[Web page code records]
-- -- --

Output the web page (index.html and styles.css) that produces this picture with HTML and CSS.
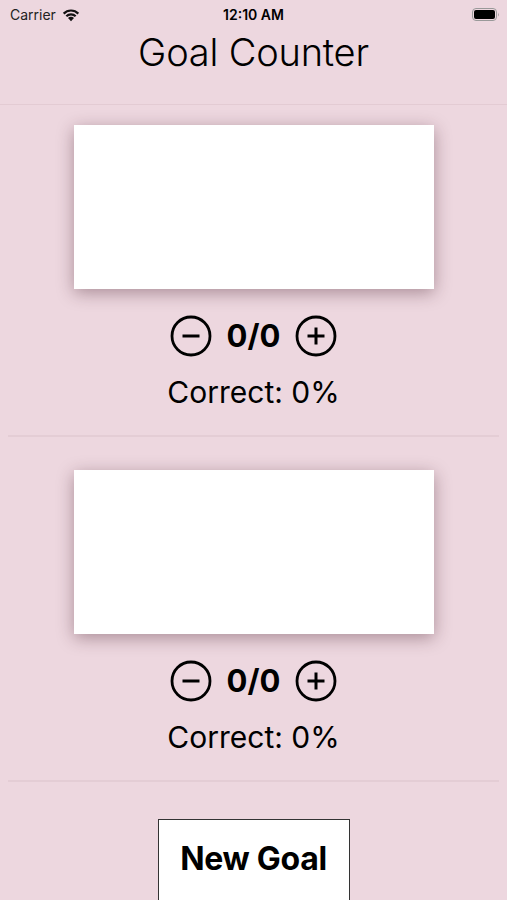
FILE: index.html
```html
<!DOCTYPE html>
<html>
<head>
<meta charset="utf-8">
<link rel="stylesheet" href="styles.css">
</head>
<body>
<div class="status">
  <div class="status-left">Carrier
    <svg class="wifi" width="20" height="15" viewBox="0 0 18 13"><path d="M9 12.6 L6.3 9.7 A3.8 3.8 0 0 1 11.7 9.7 Z" fill="#111"/><path d="M4.1 7.4 A6.9 6.9 0 0 1 13.9 7.4 L12.5 8.8 A4.9 4.9 0 0 0 5.5 8.8 Z" fill="#111"/><path d="M1.7 5.0 A10.2 10.2 0 0 1 16.3 5.0 L14.9 6.4 A8.2 8.2 0 0 0 3.1 6.4 Z" fill="#111"/></svg>
  </div>
  <div class="status-time">12:10 AM</div>
  <div class="status-right">
    <svg width="28" height="13" viewBox="0 0 28 13"><rect x="0.5" y="0.5" width="24" height="12" rx="3.5" fill="none" stroke="#999" stroke-width="1"/><rect x="2" y="2" width="21" height="9" rx="2" fill="#000"/><path d="M26 4.5 Q27.5 6.5 26 8.5 Z" fill="#999"/></svg>
  </div>
</div>
<header class="nav"><h1 class="title">Goal Counter</h1></header>

<section class="goal first">
  <div class="card"></div>
  <div class="controls">
    <svg class="btn" width="42" height="42" viewBox="0 0 42 42"><circle cx="21" cy="21" r="19" fill="none" stroke="#000" stroke-width="2.8"/><line x1="12.5" y1="21" x2="29.5" y2="21" stroke="#000" stroke-width="3"/></svg>
    <span class="count">0/0</span>
    <svg class="btn" width="42" height="42" viewBox="0 0 42 42"><circle cx="21" cy="21" r="19" fill="none" stroke="#000" stroke-width="2.8"/><line x1="12.5" y1="21" x2="29.5" y2="21" stroke="#000" stroke-width="3"/><line x1="21" y1="12.5" x2="21" y2="29.5" stroke="#000" stroke-width="3"/></svg>
  </div>
  <div class="correct">Correct: 0%</div>
</section>
<div class="sep"></div>
<section class="goal second">
  <div class="card"></div>
  <div class="controls">
    <svg class="btn" width="42" height="42" viewBox="0 0 42 42"><circle cx="21" cy="21" r="19" fill="none" stroke="#000" stroke-width="2.8"/><line x1="12.5" y1="21" x2="29.5" y2="21" stroke="#000" stroke-width="3"/></svg>
    <span class="count">0/0</span>
    <svg class="btn" width="42" height="42" viewBox="0 0 42 42"><circle cx="21" cy="21" r="19" fill="none" stroke="#000" stroke-width="2.8"/><line x1="12.5" y1="21" x2="29.5" y2="21" stroke="#000" stroke-width="3"/><line x1="21" y1="12.5" x2="21" y2="29.5" stroke="#000" stroke-width="3"/></svg>
  </div>
  <div class="correct">Correct: 0%</div>
</section>
<div class="sep"></div>
<div class="footer"><button class="new-goal">New Goal</button></div>
</body>
</html>
```
FILE: styles.css
```css
html, body {
  margin: 0;
  padding: 0;
  background: #edd7df;
  font-family: "Inter", "Liberation Sans", sans-serif;
  color: #000;
  overflow: hidden;
  height: 900px;
}
.status {
  height: 28px;
  display: flex;
  align-items: center;
  justify-content: space-between;
  padding: 0 7px 0 10px;
  position: relative;
}
.status-left {
  font-size: 14px;
  color: #222;
  display: flex;
  align-items: center;
  gap: 5px;
}
.status-time {
  position: absolute;
  left: 0;
  right: 0;
  text-align: center;
  font-size: 14px;
  font-weight: 600;
  top: 6px;
}
.status-right { display: flex; align-items: center; }
.nav {
  height: 77px;
  border-bottom: 1px solid #e3cbd3;
  box-sizing: border-box;
  padding-top: 2px;
}
.title {
  margin: 0;
  text-align: center;
  font-weight: 300;
  font-size: 38px;
  line-height: 44px;
  letter-spacing: -0.2px;
}
.goal {
  display: flex;
  flex-direction: column;
  align-items: center;
}
.goal.first { padding-top: 20px; }
.goal.second { padding-top: 33px; }
.card {
  width: 360px;
  height: 164px;
  background: #fff;
  box-shadow: 0 4px 16px rgba(60, 20, 35, 0.38);
}
.controls {
  margin-top: 26px;
  display: flex;
  align-items: center;
  gap: 15px;
  height: 42px;
}
.count {
  font-weight: 700;
  font-size: 31px;
  line-height: 42px;
}
.correct {
  margin-top: 17px;
  font-size: 30px;
  line-height: 36px;
}
.sep {
  margin: 25px 8px 0;
  height: 2px;
  background: #e4cdd5;
}
.footer {
  display: flex;
  justify-content: center;
  padding-top: 37px;
}
.new-goal {
  width: 192px;
  height: 86px;
  background: #fff;
  border: 1px solid #333;
  font-family: "Inter", "Liberation Sans", sans-serif;
  font-weight: 700;
  font-size: 32px;
  padding: 0 0 8px;
  color: #000;
  letter-spacing: -0.3px;
}
```
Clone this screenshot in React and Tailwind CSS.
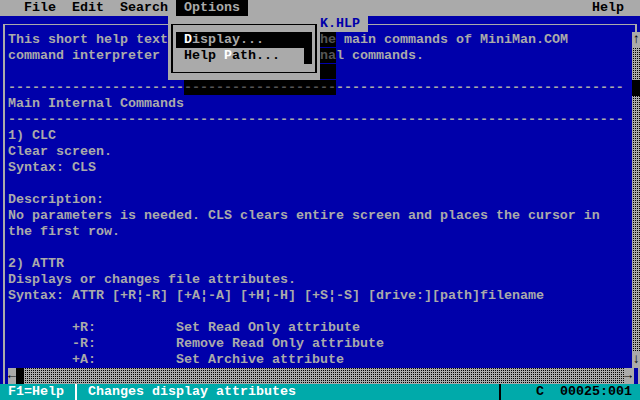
import React from "react";

const dots = "bg-[conic-gradient(#000_25%,#aaaaaa_0)] bg-size-[2px_2px] bg-[length:2px_2px]";

const Shade = ({ children }) => <span className="bg-black text-[#555555]">{children}</span>;

// cols 21-39 sit under the Options menu
const Hidden = () => <span className="inline-block w-[152px] h-4 align-top" />;

const dash = (n) => "-".repeat(n);

const lines = [
  <>
    {"This short help text"}
    <Hidden />
    <Shade>he</Shade>
    {" main commands of MiniMan.COM"}
  </>,
  <>
    {"command interpreter "}
    <Hidden />
    <Shade>na</Shade>
    {"l commands."}
  </>,
  <>
    <span className="inline-block w-[312px] h-4 align-top" />
    <Shade>{"  "}</Shade>
  </>,
  <>
    {dash(22)}
    <Shade>{dash(19)}</Shade>
    {dash(36)}
  </>,
  "Main Internal Commands",
  dash(77),
  "1) CLC",
  "Clear screen.",
  "Syntax: CLS",
  "",
  "Description:",
  "No parameters is needed. CLS clears entire screen and places the cursor in",
  "the first row.",
  "",
  "2) ATTR",
  "Displays or changes file attributes.",
  "Syntax: ATTR [+R¦-R] [+A¦-A] [+H¦-H] [+S¦-S] [drive:][path]filename",
  "",
  "        +R:          Set Read Only attribute",
  "        -R:          Remove Read Only attribute",
  "        +A:          Set Archive attribute",
];

const VLine = ({ color = "bg-[#aaaaaa]" }) => (
  <div className="w-2 h-full shrink-0">
    <div className={`ml-[3px] w-[2px] h-full ${color}`} />
  </div>
);

export default function App() {
  return (
    <div className="relative w-[640px] h-[400px] overflow-hidden bg-[#0000aa] text-[#aaaaaa] font-['Liberation_Mono',monospace] text-[13.33px] leading-4 font-bold whitespace-pre">
      {/* menu bar */}
      <div className="h-4 flex bg-[#aaaaaa] text-black">
        <span>{"   File  Edit  Search "}</span>
        <span className="bg-black text-[#aaaaaa]">{" Options "}</span>
        <span className="flex-1" />
        <span>{"Help  "}</span>
      </div>

      {/* window top border */}
      <div className="h-4 flex">
        <div className="w-2 shrink-0">
          <div className="ml-[3px] mt-2 h-2 border-l-2 border-t border-[#aaaaaa]" />
        </div>
        <div className="w-[312px] mt-2 border-t border-[#aaaaaa]" />
        <span className="bg-[#aaaaaa] text-[#0000aa]">{"K.HLP "}</span>
        <div className="flex-1 mt-2 border-t border-[#aaaaaa]" />
        <div className="w-2 shrink-0">
          <div className="mt-2 h-2 w-[5px] border-r-2 border-t border-[#aaaaaa]" />
        </div>
      </div>

      {/* body */}
      <div className="flex h-[336px]">
        <VLine />
        <div className="w-[624px] flex flex-col">
          {lines.map((l, i) => (
            <div key={i} className="h-4">{l}</div>
          ))}
        </div>
        <div className="w-2 flex flex-col">
          <div className="h-4 bg-[#aaaaaa] text-black text-center">↑</div>
          <div className={`h-8 ${dots}`} />
          <div className="h-4 bg-black" />
          <div className={`h-[256px] ${dots}`} />
          <div className="h-4 bg-[#aaaaaa] text-black text-center">↓</div>
        </div>
      </div>

      {/* horizontal scrollbar */}
      <div className="flex h-4">
        <VLine />
        <div className="w-2 bg-[#aaaaaa] text-black text-center">←</div>
        <div className="w-2 bg-black" />
        <div className={`w-[600px] ${dots}`} />
        <div className="w-2 bg-[#aaaaaa] text-black text-center">→</div>
        <div className="w-2 flex gap-[2px]">
          <div className="w-[2px] bg-[#aaaaaa]" />
          <div className="ml-[2px] w-[2px] bg-[#aaaaaa]" />
        </div>
      </div>

      {/* status bar */}
      <div className="flex h-4 bg-[#00aaaa] text-white">
        <span className="w-[72px]">{" F1=Help"}</span>
        <VLine color="bg-white" />
        <span className="w-[416px]">{" Changes display attributes"}</span>
        <VLine color="bg-black" />
        <span className="text-black">{"    C  00025:001"}</span>
      </div>

      {/* Options dropdown */}
      <div className="absolute left-[168px] top-4 w-[152px] h-16 bg-[#aaaaaa]">
        <div className="absolute left-[3px] right-[3px] top-2 bottom-[7px] border-x-2 border-y border-black" />
        <div className="absolute left-2 top-4 flex flex-col">
          <div className="h-4 w-[136px] bg-black text-[#aaaaaa]">
            {" "}<span className="text-white">D</span>{"isplay..."}
          </div>
          <div className="h-4 w-[136px] flex">
            <span className="w-[128px] text-black">
              {" Help "}<span className="text-white">P</span>{"ath..."}
            </span>
            <span className="w-2 bg-black" />
          </div>
        </div>
      </div>
    </div>
  );
}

-- -- --

## [Exercise goal]
Show every line from the entries above in which "index" appears.

## [Correct response]
Output the web page (index.html and styles.css) that produces this picture with HTML and CSS.
FILE: index.html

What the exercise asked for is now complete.